标签: scrapy scrapy-spider

我想安排我的蜘蛛在爬行完成后的1小时内再次运行。在我的代码中spider_closed方法在抓取结束后调用。现在如何从这个方法再次运行蜘蛛。或者是否有任何可用的设置来安排scrapy蜘蛛。

这是我的基本蜘蛛代码。

import scrapy
import codecs
from a2i.items import A2iItem
from scrapy.selector import Selector
from scrapy.http import HtmlResponse
from scrapy.contrib.spiders import CrawlSpider, Rule
from scrapy.contrib.linkextractors.sgml import SgmlLinkExtractor
from scrapy.conf import settings
from scrapy.crawler import CrawlerProcess
from scrapy import signals
from scrapy.utils.project import get_project_settings
from scrapy.xlib.pydispatch import dispatcher


class A2iSpider(scrapy.Spider):
    name = "notice"
    f = open("urls.txt")
    start_urls = [url.strip() for url in f.readlines()]
    f.close()
    allowed_domains = ["prothom-alo.com"]

    def __init__(self):
        dispatcher.connect(self.spider_closed, signals.spider_closed)

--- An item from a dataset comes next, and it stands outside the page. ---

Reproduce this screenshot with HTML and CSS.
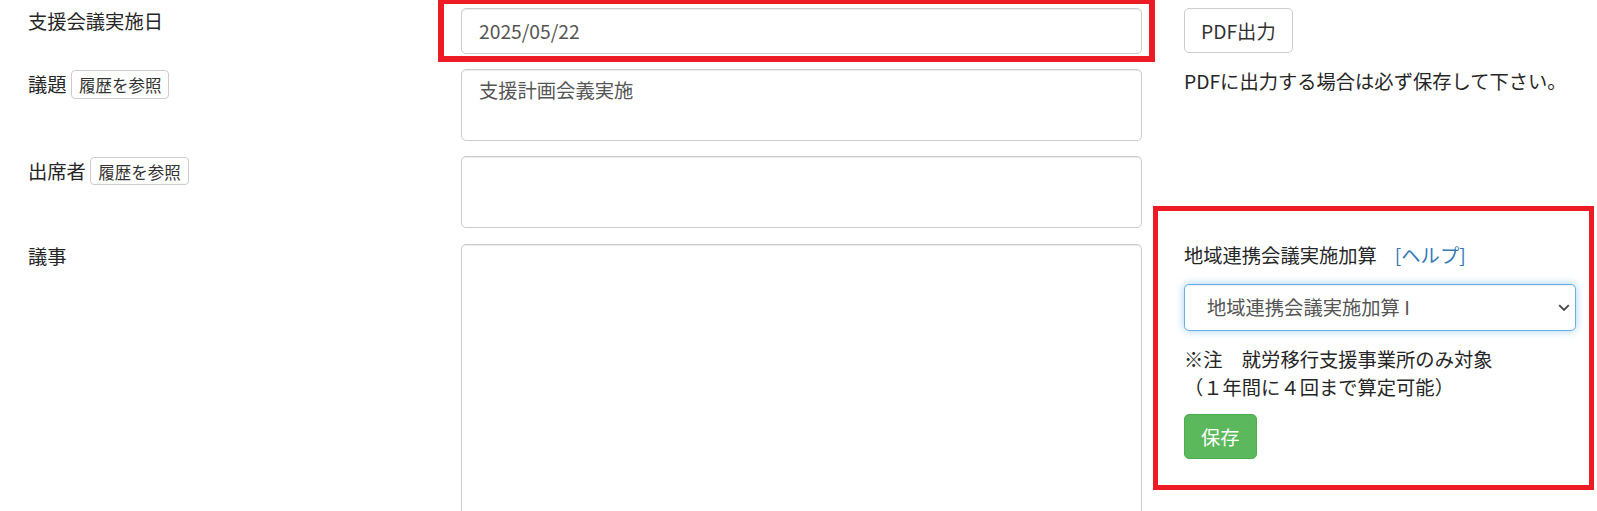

    def parse(self, response):

        for href in response.css("a::attr('href')"):
            url = response.urljoin(href.extract())
            print "*"*70
            print url
            print "\n\n"
            yield scrapy.Request(url, callback=self.parse_page,meta={'depth':2,'url' : url})


    def parse_page(self, response):
        filename = "response.txt"
        depth = response.meta['depth']

        with open(filename, 'a') as f:
            f.write(str(depth))
            f.write("\n")
            f.write(response.meta['url'])
            f.write("\n")

        for href in response.css("a::attr('href')"):
            url = response.urljoin(href.extract())
            yield scrapy.Request(url, callback=self.parse_page,meta={'depth':depth+1,'url' : url})


    def spider_closed(self, spider):
        print "$"*2000

2 个答案:

答案 0 :(得分:1)

您可以使用cron

crontab -e以root身份创建计划并运行脚本,或 crontab -u [user] -e以特定用户身份运行。

在底部你可以添加 0 * * * * cd /path/to/your/scrapy && scrapy crawl [yourScrapy] >> /path/to/log/scrapy_log.log

0 * * * *使脚本每小时运行一次,我相信您可以在线找到有关设置的更多详细信息。

答案 1 :(得分:0)

您可以使用JOBDIR设置运行您的Spider,它将保存您在调度程序中加载的请求

scrapy crawl somespider -s JOBDIR=crawls/somespider-1

https://doc.scrapy.org/en/latest/topics/jobs.html